Rolfe Winkler
Option ARMageddon
Details behind today’s jobs number
From John Williams at Shadow Stats:
August Unemployment Rate Played Catch-Up; Seasonal-Factor Gaming Understated Monthly Payroll Decline. The August payroll and unemployment reporting showed the economic downturn to be very much alive and festering. Keep in mind that these statistics are coincident indicators of economic activity, not lagging indicators as hyped by Wall Street. As discussed in prior writings, July’s reporting had been distorted to the positive side because of seasonal-adjustments that had been pushed out of sync by the bankruptcies of Chrysler and General Motors. The reversal of those distortions plus ongoing deterioration brought about a worse-than-consensus increase in the unemployment rate.
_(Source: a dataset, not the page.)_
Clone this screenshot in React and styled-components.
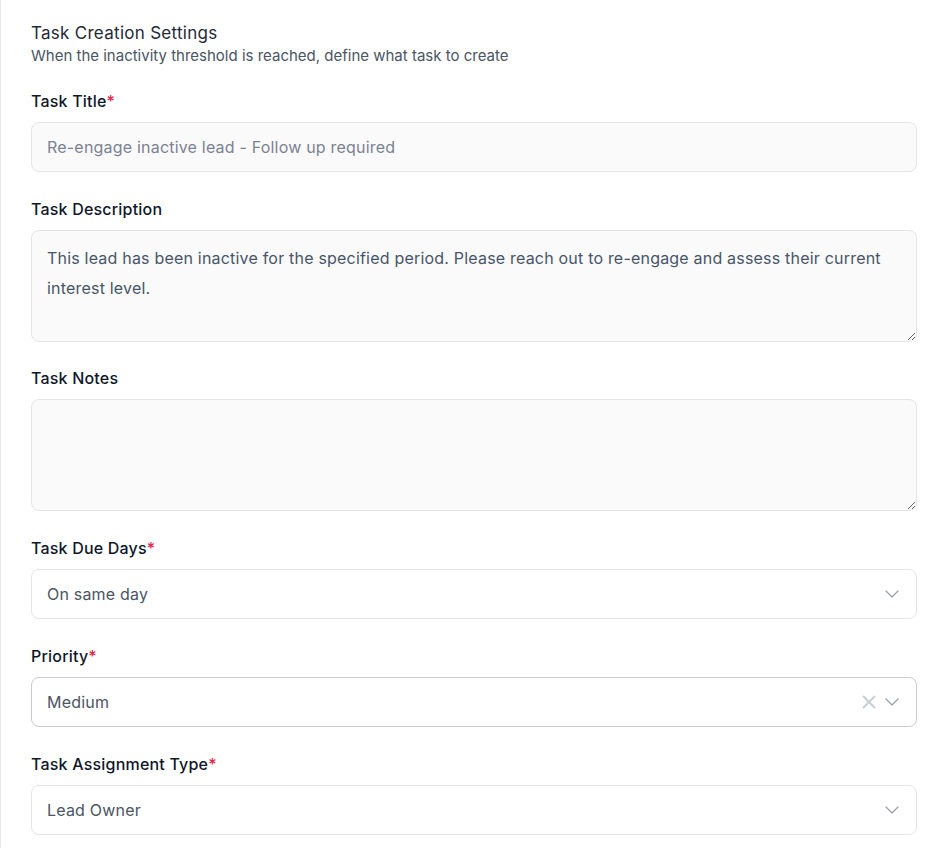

But for the gimmicks tied to the use of the Concurrent Seasonal Factor Bias (see that section), the monthly drop in payrolls also would have been worse-than-consensus, down 300,000 instead of the reported 216,000. Reality likely was in the range of a 500,000-plus monthly payroll loss.
Comments RSS
Lacking expertise, I ask: if the payroll adjustment is related to an expected loss of college student jobs, wouldn’t that be a legitimate normative adjustment? Jobs held by college students who are not working anymore to go back to school aren’t really indicative of the health of the job market.